Review the material line by line. Identify and copy every line that contains the string "React".

— Raw data —
──────────────────────────────
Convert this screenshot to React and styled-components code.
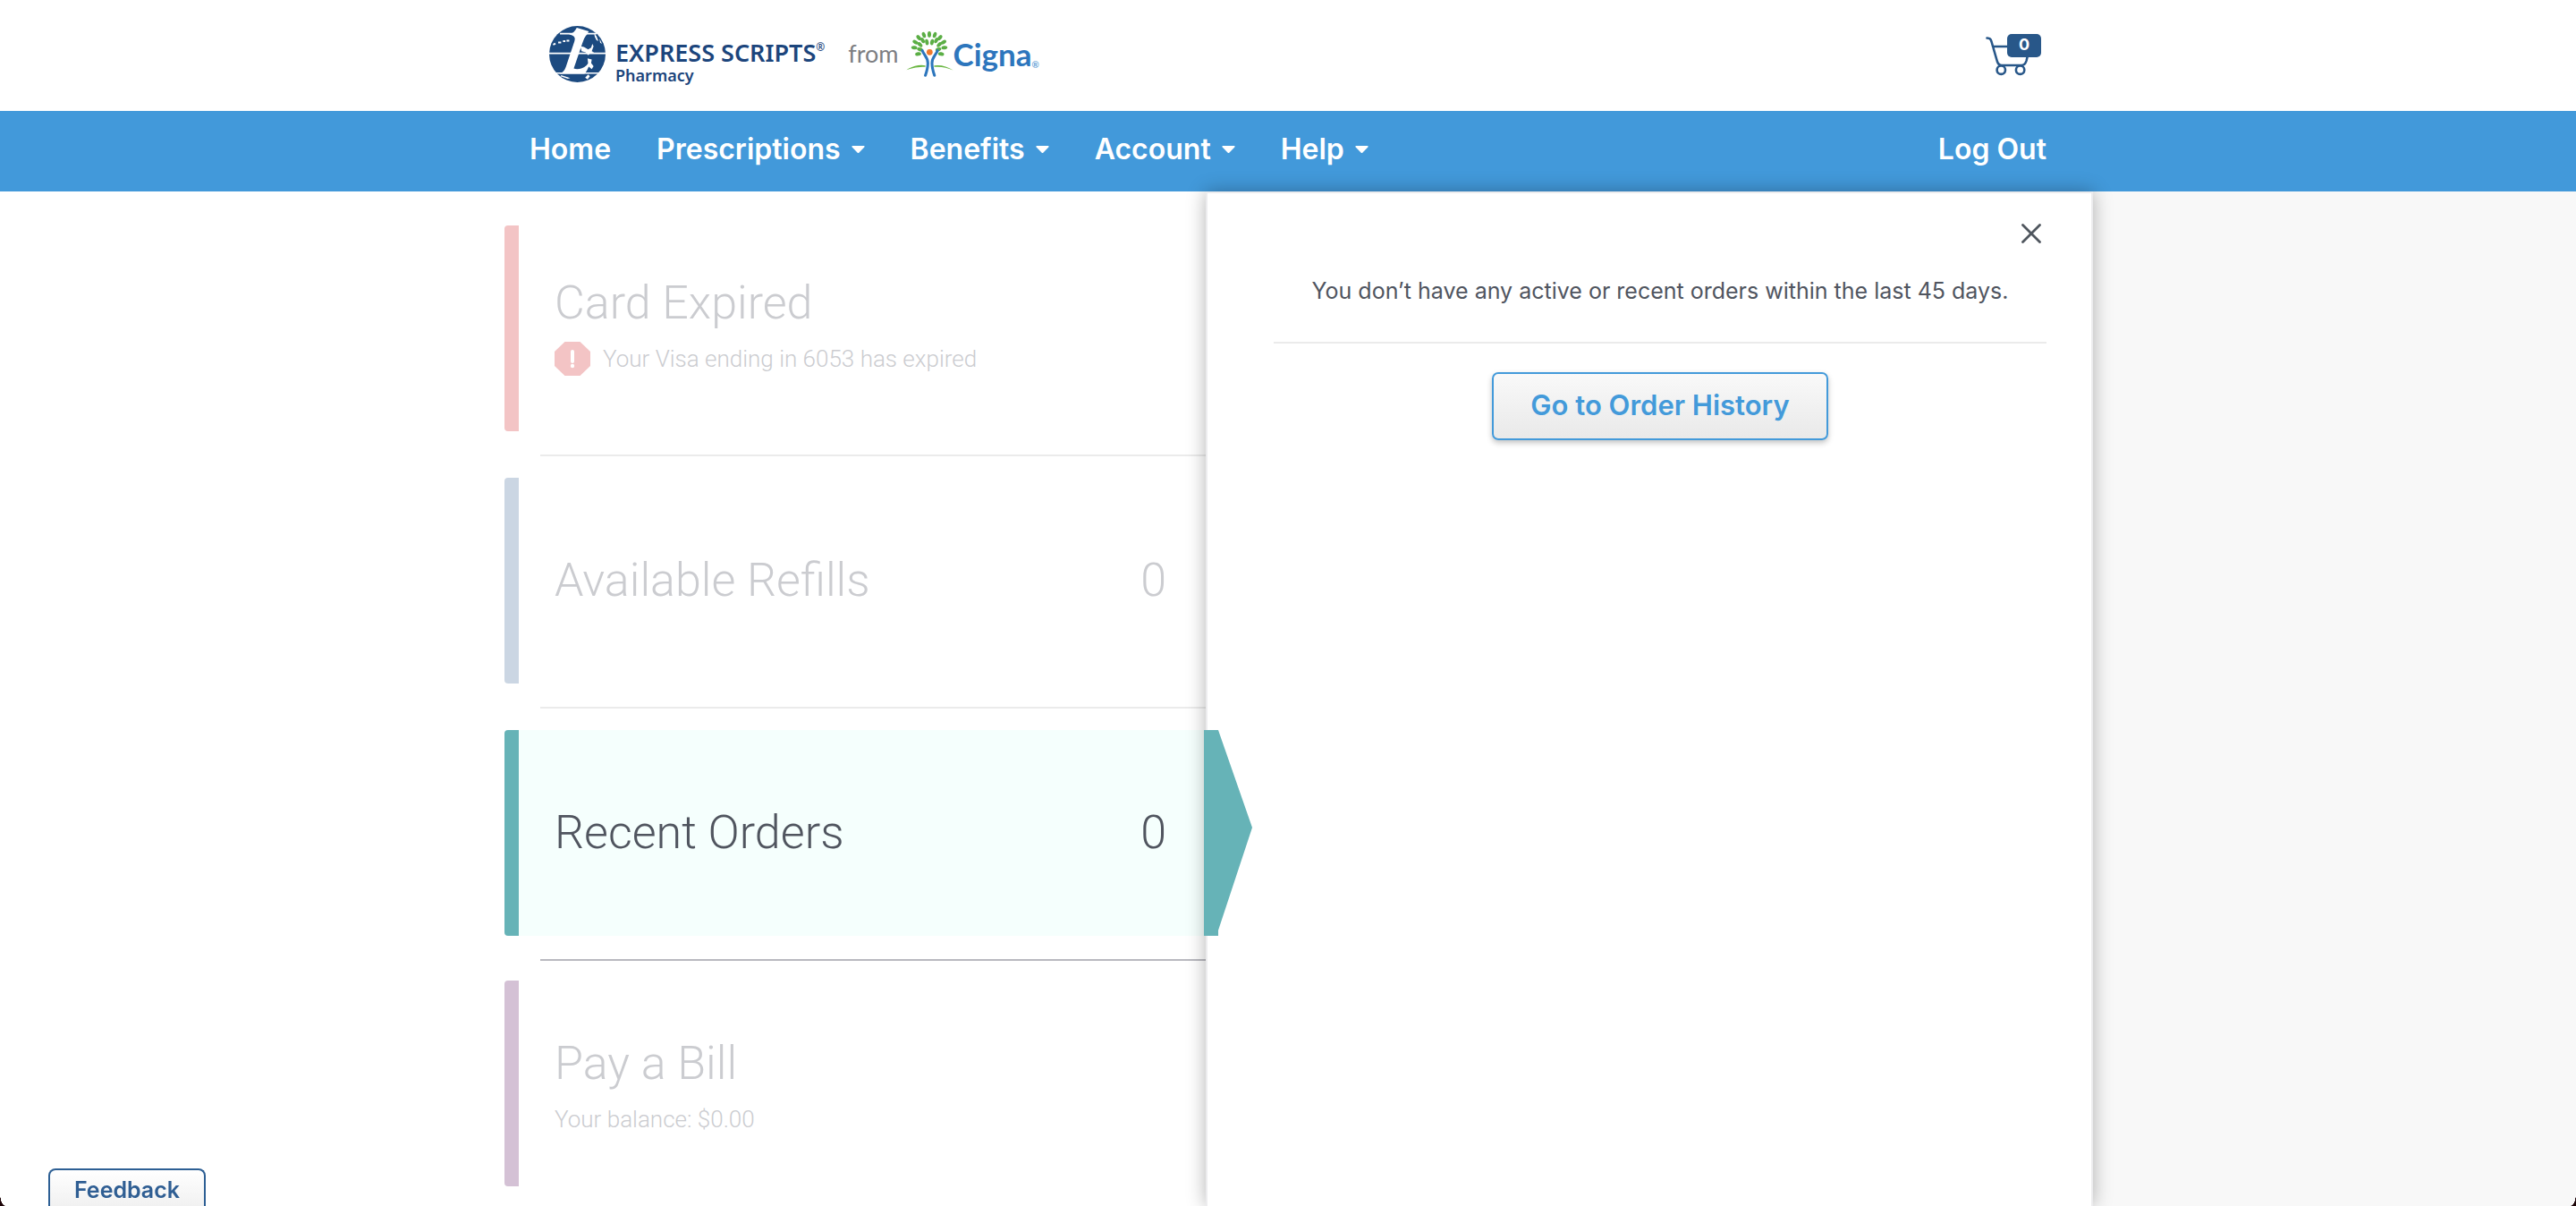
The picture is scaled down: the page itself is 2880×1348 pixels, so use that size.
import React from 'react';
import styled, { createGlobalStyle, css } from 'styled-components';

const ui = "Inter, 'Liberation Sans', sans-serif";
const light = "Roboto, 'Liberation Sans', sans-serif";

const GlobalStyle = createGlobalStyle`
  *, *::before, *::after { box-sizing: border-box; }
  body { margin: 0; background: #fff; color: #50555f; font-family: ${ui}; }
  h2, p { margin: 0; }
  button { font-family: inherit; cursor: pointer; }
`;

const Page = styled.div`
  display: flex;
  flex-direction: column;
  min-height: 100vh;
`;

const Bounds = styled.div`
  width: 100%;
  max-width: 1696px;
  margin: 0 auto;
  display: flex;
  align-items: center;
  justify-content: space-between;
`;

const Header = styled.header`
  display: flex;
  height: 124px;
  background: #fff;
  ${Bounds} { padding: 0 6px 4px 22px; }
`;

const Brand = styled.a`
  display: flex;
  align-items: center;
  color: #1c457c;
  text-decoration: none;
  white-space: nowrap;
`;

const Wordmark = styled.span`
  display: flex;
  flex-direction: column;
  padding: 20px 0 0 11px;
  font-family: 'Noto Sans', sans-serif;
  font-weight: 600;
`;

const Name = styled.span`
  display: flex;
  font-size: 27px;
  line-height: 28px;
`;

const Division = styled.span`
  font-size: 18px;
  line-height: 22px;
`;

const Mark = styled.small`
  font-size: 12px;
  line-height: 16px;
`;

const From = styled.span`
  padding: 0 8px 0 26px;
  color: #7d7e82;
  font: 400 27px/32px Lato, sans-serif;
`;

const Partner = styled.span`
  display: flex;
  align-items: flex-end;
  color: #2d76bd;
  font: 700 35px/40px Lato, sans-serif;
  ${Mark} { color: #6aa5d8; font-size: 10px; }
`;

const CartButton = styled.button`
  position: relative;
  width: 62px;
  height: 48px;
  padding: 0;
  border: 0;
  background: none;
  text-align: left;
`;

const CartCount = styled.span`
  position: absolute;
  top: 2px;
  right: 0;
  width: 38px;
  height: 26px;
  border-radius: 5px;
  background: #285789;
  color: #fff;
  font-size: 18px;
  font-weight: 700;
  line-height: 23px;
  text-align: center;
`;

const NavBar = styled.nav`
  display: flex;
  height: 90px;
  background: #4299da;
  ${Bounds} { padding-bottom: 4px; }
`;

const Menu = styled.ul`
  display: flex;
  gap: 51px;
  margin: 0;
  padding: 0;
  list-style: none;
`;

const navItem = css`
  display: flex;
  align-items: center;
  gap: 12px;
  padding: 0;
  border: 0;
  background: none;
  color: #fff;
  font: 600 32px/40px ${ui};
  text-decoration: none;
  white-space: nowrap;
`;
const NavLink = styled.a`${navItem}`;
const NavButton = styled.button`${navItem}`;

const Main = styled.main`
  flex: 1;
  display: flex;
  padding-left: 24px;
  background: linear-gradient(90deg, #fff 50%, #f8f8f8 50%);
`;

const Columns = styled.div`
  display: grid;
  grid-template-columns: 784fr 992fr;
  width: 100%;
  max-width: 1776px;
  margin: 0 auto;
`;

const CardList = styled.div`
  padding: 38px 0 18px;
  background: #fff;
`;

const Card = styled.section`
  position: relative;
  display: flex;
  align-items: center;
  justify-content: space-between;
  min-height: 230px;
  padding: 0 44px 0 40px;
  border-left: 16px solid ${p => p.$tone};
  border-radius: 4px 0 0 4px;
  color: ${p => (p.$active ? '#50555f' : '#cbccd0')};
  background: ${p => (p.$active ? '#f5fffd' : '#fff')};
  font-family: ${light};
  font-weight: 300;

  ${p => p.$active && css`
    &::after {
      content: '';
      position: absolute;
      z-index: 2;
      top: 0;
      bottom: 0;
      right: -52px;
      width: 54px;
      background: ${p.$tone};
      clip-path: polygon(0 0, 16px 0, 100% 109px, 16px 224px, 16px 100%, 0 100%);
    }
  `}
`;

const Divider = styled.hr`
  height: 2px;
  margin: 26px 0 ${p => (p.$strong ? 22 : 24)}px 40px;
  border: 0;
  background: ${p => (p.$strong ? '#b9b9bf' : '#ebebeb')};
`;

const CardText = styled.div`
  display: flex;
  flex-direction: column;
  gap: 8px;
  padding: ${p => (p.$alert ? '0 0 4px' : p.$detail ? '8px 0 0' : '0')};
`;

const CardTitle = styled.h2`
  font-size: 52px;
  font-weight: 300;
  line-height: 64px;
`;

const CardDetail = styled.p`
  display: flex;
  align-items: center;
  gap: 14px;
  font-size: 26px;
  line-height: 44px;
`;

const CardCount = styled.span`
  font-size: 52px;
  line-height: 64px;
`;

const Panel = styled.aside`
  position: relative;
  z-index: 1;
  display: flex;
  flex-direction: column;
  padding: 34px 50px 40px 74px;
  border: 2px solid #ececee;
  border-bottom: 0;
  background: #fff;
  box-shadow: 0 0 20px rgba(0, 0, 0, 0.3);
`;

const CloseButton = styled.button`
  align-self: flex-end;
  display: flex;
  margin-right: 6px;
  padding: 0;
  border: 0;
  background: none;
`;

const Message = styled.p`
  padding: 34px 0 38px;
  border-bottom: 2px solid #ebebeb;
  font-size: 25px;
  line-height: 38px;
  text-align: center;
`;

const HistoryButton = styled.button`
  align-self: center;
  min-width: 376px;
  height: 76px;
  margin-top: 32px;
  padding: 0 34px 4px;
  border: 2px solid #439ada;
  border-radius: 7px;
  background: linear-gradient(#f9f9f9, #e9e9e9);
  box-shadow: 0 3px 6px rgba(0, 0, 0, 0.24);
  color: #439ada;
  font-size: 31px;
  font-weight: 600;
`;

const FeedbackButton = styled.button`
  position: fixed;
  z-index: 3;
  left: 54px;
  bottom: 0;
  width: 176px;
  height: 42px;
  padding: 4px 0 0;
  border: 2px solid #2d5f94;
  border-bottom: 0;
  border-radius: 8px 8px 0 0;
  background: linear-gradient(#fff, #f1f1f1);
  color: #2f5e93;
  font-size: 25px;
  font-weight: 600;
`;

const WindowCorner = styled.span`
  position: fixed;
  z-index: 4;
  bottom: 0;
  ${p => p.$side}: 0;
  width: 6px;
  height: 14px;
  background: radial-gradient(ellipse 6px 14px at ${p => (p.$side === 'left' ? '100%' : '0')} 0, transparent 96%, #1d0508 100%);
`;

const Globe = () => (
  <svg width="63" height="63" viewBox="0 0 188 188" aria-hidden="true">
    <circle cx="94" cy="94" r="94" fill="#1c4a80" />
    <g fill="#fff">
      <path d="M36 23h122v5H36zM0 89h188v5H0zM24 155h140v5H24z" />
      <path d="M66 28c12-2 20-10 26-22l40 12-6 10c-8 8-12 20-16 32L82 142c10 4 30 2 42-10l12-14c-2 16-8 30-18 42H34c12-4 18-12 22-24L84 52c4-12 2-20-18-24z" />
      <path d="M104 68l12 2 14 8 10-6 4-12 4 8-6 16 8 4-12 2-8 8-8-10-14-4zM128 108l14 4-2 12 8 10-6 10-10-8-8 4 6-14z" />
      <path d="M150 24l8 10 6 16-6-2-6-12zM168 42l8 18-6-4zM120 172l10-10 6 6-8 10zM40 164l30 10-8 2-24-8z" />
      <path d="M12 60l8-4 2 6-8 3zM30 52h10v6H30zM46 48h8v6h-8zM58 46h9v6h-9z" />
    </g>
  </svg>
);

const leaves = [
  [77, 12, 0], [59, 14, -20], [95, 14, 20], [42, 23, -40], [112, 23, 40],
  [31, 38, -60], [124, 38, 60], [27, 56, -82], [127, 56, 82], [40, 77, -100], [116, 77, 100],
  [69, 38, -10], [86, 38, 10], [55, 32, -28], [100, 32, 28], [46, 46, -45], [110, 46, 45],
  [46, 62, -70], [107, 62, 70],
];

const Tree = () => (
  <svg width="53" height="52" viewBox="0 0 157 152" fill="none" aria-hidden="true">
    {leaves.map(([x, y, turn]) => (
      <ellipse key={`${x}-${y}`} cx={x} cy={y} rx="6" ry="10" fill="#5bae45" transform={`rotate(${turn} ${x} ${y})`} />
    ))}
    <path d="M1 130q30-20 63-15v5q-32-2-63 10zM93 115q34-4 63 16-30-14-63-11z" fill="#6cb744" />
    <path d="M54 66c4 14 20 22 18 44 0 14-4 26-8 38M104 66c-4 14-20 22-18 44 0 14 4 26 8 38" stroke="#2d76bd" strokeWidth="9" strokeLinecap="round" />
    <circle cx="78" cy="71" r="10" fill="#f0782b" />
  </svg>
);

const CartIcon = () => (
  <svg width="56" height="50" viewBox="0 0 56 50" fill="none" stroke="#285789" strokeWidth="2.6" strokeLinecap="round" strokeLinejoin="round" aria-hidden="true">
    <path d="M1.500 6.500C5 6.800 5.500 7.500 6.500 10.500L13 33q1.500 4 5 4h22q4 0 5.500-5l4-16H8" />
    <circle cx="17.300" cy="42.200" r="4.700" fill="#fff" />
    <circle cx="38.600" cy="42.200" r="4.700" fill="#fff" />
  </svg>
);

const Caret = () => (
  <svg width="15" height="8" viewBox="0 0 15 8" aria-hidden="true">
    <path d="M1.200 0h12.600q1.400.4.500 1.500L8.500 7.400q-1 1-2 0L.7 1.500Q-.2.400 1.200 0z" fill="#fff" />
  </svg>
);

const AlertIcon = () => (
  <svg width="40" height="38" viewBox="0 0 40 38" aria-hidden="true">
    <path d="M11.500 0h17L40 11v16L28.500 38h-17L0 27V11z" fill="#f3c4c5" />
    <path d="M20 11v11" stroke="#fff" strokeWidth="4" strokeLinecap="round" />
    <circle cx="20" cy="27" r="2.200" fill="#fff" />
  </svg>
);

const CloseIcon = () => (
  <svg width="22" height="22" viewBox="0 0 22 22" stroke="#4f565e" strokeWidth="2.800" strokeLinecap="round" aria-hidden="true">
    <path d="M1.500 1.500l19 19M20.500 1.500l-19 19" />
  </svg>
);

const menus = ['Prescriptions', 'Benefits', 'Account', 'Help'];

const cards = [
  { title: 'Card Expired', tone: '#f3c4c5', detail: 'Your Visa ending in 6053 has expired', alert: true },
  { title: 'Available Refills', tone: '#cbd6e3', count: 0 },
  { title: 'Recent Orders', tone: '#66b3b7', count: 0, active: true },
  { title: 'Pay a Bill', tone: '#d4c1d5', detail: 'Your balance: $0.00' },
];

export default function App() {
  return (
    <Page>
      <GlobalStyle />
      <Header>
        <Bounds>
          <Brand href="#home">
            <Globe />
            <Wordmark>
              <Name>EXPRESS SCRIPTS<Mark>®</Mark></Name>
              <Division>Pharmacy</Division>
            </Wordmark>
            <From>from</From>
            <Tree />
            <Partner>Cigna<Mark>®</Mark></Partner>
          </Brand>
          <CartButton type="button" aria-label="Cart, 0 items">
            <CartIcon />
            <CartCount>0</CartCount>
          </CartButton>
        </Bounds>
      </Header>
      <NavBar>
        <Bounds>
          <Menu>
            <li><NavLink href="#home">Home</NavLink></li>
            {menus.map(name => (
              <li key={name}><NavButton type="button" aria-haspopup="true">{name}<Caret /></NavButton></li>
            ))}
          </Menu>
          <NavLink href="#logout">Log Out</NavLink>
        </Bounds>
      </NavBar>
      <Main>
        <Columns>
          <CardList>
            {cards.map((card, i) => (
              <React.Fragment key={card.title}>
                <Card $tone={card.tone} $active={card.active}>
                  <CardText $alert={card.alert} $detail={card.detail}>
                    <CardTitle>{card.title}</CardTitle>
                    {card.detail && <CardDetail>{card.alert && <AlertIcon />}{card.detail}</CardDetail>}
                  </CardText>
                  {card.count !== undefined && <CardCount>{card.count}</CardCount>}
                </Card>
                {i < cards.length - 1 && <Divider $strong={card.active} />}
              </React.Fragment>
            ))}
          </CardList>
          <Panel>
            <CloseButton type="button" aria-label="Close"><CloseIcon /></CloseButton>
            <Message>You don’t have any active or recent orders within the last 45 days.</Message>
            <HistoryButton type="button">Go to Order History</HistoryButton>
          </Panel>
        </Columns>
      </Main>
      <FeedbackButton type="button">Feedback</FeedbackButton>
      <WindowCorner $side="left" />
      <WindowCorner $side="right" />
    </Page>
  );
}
──────────────────────────────
— Reply —
Convert this screenshot to React and styled-components code.
import React from 'react';
              <React.Fragment key={card.title}>
              </React.Fragment>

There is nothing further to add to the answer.